Notez : nous ne sommes pas dans un royaume des aveugles où les borgnes doivent régner en maîtres. La RDC a ses dignes fils et filles qualifiés, et capables d’apporter des solutions, et ce dans un cadre approprié.
Ah oui, on comprend ! Le manque critique de structures de formation des filières de l’eau en RDC et dans le Bassin du Congo cautionnerait cette posture où TOUT LE MONDE EST DEVENU SPECIALISTE EN GENERALITES.
A nos chers lecteurs, c’est absolument absurde et voir même criminel de décharger près de 41.000 m3/s dans l’océan, alors que les besoins à satisfaire sont légions. Nous mettons tout expert hydrologue du monde digne de son nom à défis ! Nous n’avons pas besoin de faire ça en plein 21ème siècle. C’est ici que les principes de gestion doivent agir. C’est ici le lieu de faire le trade off entre la conservation et l’optimisation des usages.

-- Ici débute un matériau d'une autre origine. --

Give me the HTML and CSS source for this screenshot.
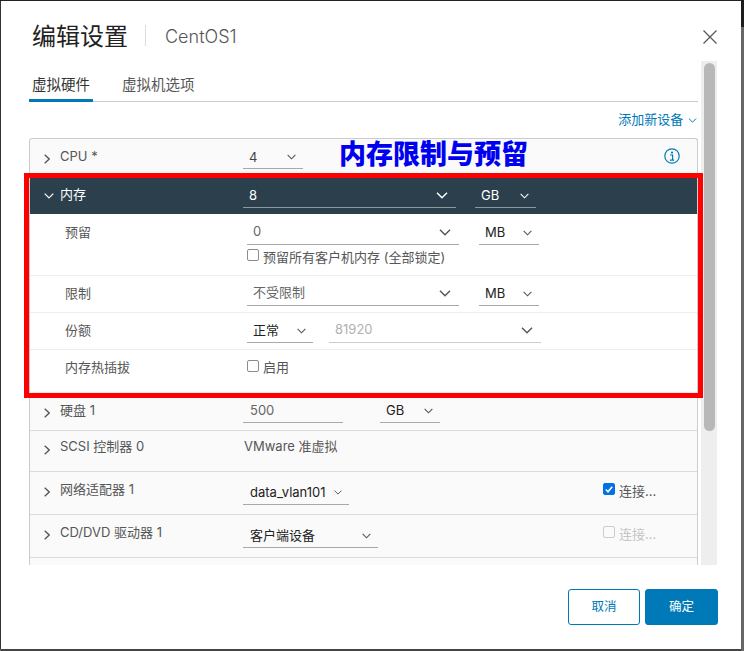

Au fait, 41.000 m3/s n’est qu’un module de la moyenne annuelle pondérée, la variation saisonnière étant caractérisée par des amplitudes de plus de 70.000 m3/s en période de crue et de moins de 30.000 m3/s en période d’étiage. Les lecteurs de la sainte bible se souviennent de cette recommandation « la nature ne vous enseigne-t-elle pas ? ».
Le plus simple ici serait que faute d’études approfondies, comment observons-nous les impacts qui surviennent sur les écosystèmes d’eau douce ou marins lors de ces étiages ? Pour ceci, on n’a pas besoin d’avoir un diplôme de doctorat en hydrologie pour émettre son avis. Et on verra vite que c’est du gaspillage pure et simple de laisser se déverser plus de 70.000 m3/s dans l’océan, alors que les besoins énormes en services des ressources en eau restent à satisfaire, et que les prélèvements de la RDC n’atteignent même pas 5% du volume total d’eau disponible.
Notez : Le débit du Fleuve Nil à l’exutoire est de 2.890 m3/s , 15 fois moins que le volume d’eau du fleuve du Congo à l’embouchure. Ayant fait des études post-universitaires en hydraulique des rivières en Egypte, je confirme que les services de l’eau y sont développés en incomparable mesure par rapport à la RDC. Plusieurs canaux sont utilisés pour dévier l’eau du fleuve Nil aux fins de multiples usages dans les zones désertiques (irrigation, hydroélectricité, eau potable et assainissement, transport, industrie,…), l’eau y est utilisée pour le développement.
SVP, Arrêtez d’induire les décideurs en erreur sur le principe de conservation qui n’a pas son sens dans ce contexte. Même le Grand Inga n’a pas besoin d’un débit turbiné de 41.000 m3/s. C’est ici le lieu de déterminer les débits de réserve pour chaque site d’exploitation. Notez : mon mémoire de Master au Département de Water Resources Engineering, Polytechnique l’Université de Dar es Salam a porté sur le débit de réserve du barrage de Kihansi, et a été mis à profit par le gouvernement Tanzanien pour la politique de gestion des ressources en eau.